As predicted, there was an interaction between sign and magnitude in predicting discount rates; whereas small gains were discounted more than large gains, choices for losses eliminated or reversed this trend. As the evidence for the reversal with losses was weak, we decided to run a follow-up study with a larger sample size to see if this reversal would replicate.

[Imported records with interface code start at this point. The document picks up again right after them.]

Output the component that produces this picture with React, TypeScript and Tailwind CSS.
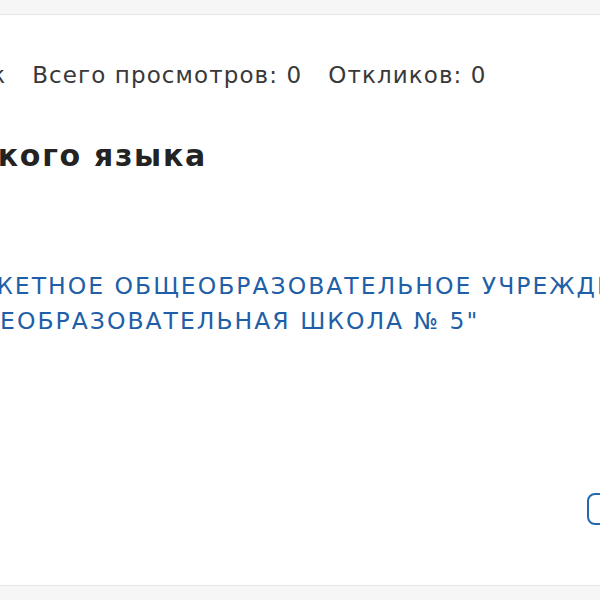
const stats = ['Размещён: понедельник', 'Всего просмотров: 0', 'Откликов: 0'];

export default function App() {
  return (
    <div className="h-[600px] w-[600px] overflow-hidden bg-[#f6f6f6] pt-[14px] font-['DejaVu_Sans',sans-serif]">
      <div className="-ml-[360px] flex h-[572px] w-[1150px] flex-col border-y border-[#e6e6e6] bg-white pl-[40px] pr-[40px] pt-[44px]">
        <ul className="ml-[5px] flex gap-[26px] text-[23px] leading-[32px] tracking-[1.1px] text-[#383838]">
          {stats.map((s) => (
            <li key={s} className="whitespace-nowrap">
              {s}
            </li>
          ))}
        </ul>

        <h1 className="mt-[45px] whitespace-nowrap text-[30px] font-bold leading-[40px] tracking-[1.7px] text-[#232323]">
          Учитель английского языка
        </h1>

        <a
          href="#"
          className="-ml-[18px] mt-[93px] block whitespace-nowrap text-[23.5px] uppercase leading-[35px] tracking-[2px] text-[#1f5fa8]"
        >
          МУНИЦИПАЛЬНОЕ БЮДЖЕТНОЕ ОБЩЕОБРАЗОВАТЕЛЬНОЕ УЧРЕЖДЕНИЕ
          <br />
          ГОРОДА "СРЕДНЯЯ ОБЩЕОБРАЗОВАТЕЛЬНАЯ ШКОЛА № 5"
        </a>

        <div className="mb-[60px] mt-auto flex justify-end">
          <button
            type="button"
            className="h-[32px] rounded-[8px] border-2 border-[#2468b4] px-[20px] text-[16px] leading-none text-[#2468b4]"
          >
            Откликнуться
          </button>
        </div>
      </div>
    </div>
  );
}
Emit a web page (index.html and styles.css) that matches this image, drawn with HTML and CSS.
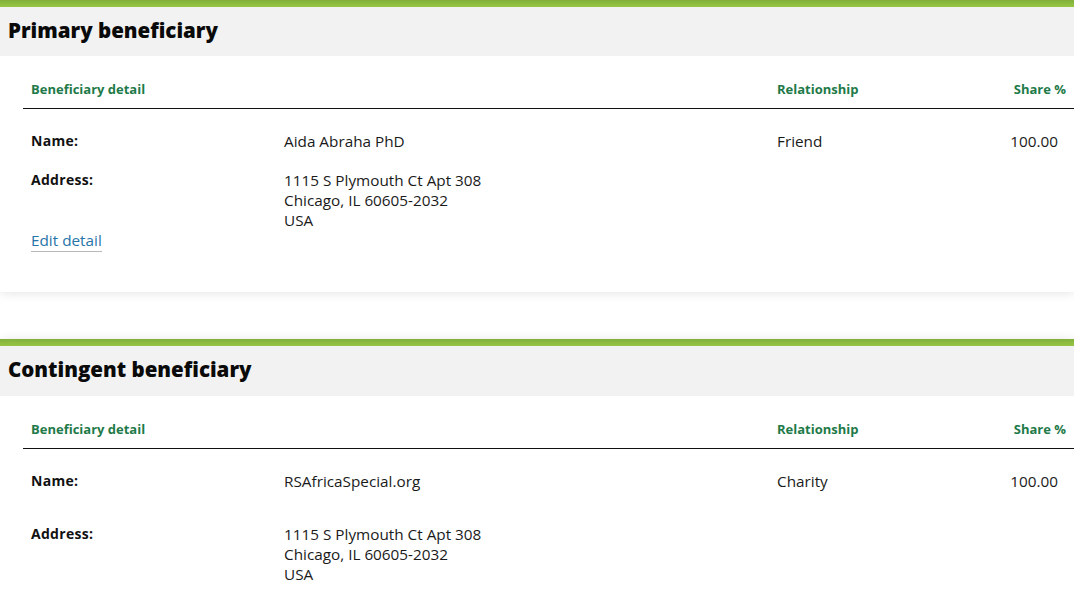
FILE: index.html
```html
<!DOCTYPE html>
<html>
<head>
<meta charset="utf-8">
<link rel="stylesheet" href="styles.css">
</head>
<body>
<section class="card card-first">
  <div class="card-bar"></div>
  <h2 class="card-title">Primary beneficiary</h2>
  <div class="table">
    <div class="th">Beneficiary detail</div>
    <div class="th"></div>
    <div class="th">Relationship</div>
    <div class="th th-right">Share %</div>

    <div class="td label row-name">Name:</div>
    <div class="td row-name">Aida Abraha PhD</div>
    <div class="td row-name">Friend</div>
    <div class="td td-right row-name">100.00</div>

    <div class="td label row-addr">Address:</div>
    <div class="td row-addr">1115 S Plymouth Ct Apt 308<br>Chicago, IL 60605-2032<br>USA</div>
    <div class="td row-addr"></div>
    <div class="td row-addr"></div>

    <div class="td row-link"><a class="link" href="#">Edit detail</a></div>
  </div>
</section>

<section class="card card-second">
  <div class="card-bar"></div>
  <h2 class="card-title">Contingent beneficiary</h2>
  <div class="table">
    <div class="th">Beneficiary detail</div>
    <div class="th"></div>
    <div class="th">Relationship</div>
    <div class="th th-right">Share %</div>

    <div class="td label row-name">Name:</div>
    <div class="td row-name">RSAfricaSpecial.org</div>
    <div class="td row-name">Charity</div>
    <div class="td td-right row-name">100.00</div>

    <div class="td label row-addr2">Address:</div>
    <div class="td row-addr2">1115 S Plymouth Ct Apt 308<br>Chicago, IL 60605-2032<br>USA</div>
    <div class="td row-addr2"></div>
    <div class="td row-addr2"></div>
  </div>
</section>
</body>
</html>
```

FILE: styles.css
```css
html, body {
  margin: 0;
  padding: 0;
  background: #ffffff;
}
body {
  font-family: "Open Sans", "Lato", sans-serif;
  color: #1a1a1a;
  font-size: 15.3px;
}
.card {
  background: #fff;
  box-shadow: 0 1px 10px rgba(0, 0, 0, 0.11);
}
.card-first {
  padding-bottom: 42px;
  margin-bottom: 47px;
}
.card-second {
  padding-bottom: 20px;
}
.card-bar {
  height: 7px;
  background: linear-gradient(#80b03a, #97c644);
}
.card-title {
  margin: 0;
  height: 49px;
  box-sizing: border-box;
  padding: 9px 0 0 8px;
  background: #f2f2f2;
  font-size: 20.5px;
  font-weight: 800;
  line-height: 28px;
  color: #0a0a0a;
}
.card-second .card-title {
  height: 50px;
}
.table {
  display: grid;
  grid-template-columns: 253px 1fr 205px 100px;
  margin-left: 23px;
  line-height: 20px;
}
.th {
  padding: 23px 8px 9px 8px;
  border-bottom: 1px solid #111;
  color: #1e7a48;
  font-weight: 700;
  font-size: 13px;
}
.th-right {
  text-align: right;
}
.td {
  padding-left: 8px;
  padding-right: 8px;
}
.td-right {
  text-align: right;
  padding-right: 16px;
}
.label {
  font-weight: 700;
  font-size: 14px;
  letter-spacing: 0.3px;
  color: #111;
}
.row-name {
  padding-top: 22px;
}
.row-addr {
  padding-top: 19px;
}
.row-addr2 {
  padding-top: 33px;
}
.link {
  color: #2874a8;
  text-decoration: none;
  border-bottom: 1px solid #b8b8b8;
  padding-bottom: 1px;
}
```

Furthermore, we wanted to collect process data to test whether people's desire to resolve events immediately drives the reversal. To do this, we asked participants to list their thoughts about the intertemporal choice scenario, before they made any choices, using an established "type aloud" protocol (E. U. Weber et al., 2007). Subsequently, after making their choices, we presented participants' own thoughts back to them, and asked them to code the content of each thought. As summarized in Table 1 (above), we predicted that concerns about uncertainty and resource slack would grow more important for larger amounts, and therefore that mentions of wanting to have the gain or loss immediately for other, psychological reasons (i.e., present bias) would be proportionally less common with larger magnitudes. In other words, a fixed-cost present bias does not scale up with larger magnitudes, and so becomes proportionally less influential. We predicted that the relative frequency of these present-biased thoughts would mediate the effect of magnitude on discount rates, in opposite directions for gains and losses. In other words, we predicted that present bias would make participants desire to resolve gains immediately and losses immediately, which results in greater discount rates for gains and lower discount rates for losses. With increased magnitude, the influence of present bias is reduced, which changes discount rates accordingly (see Figure 6 for a summary).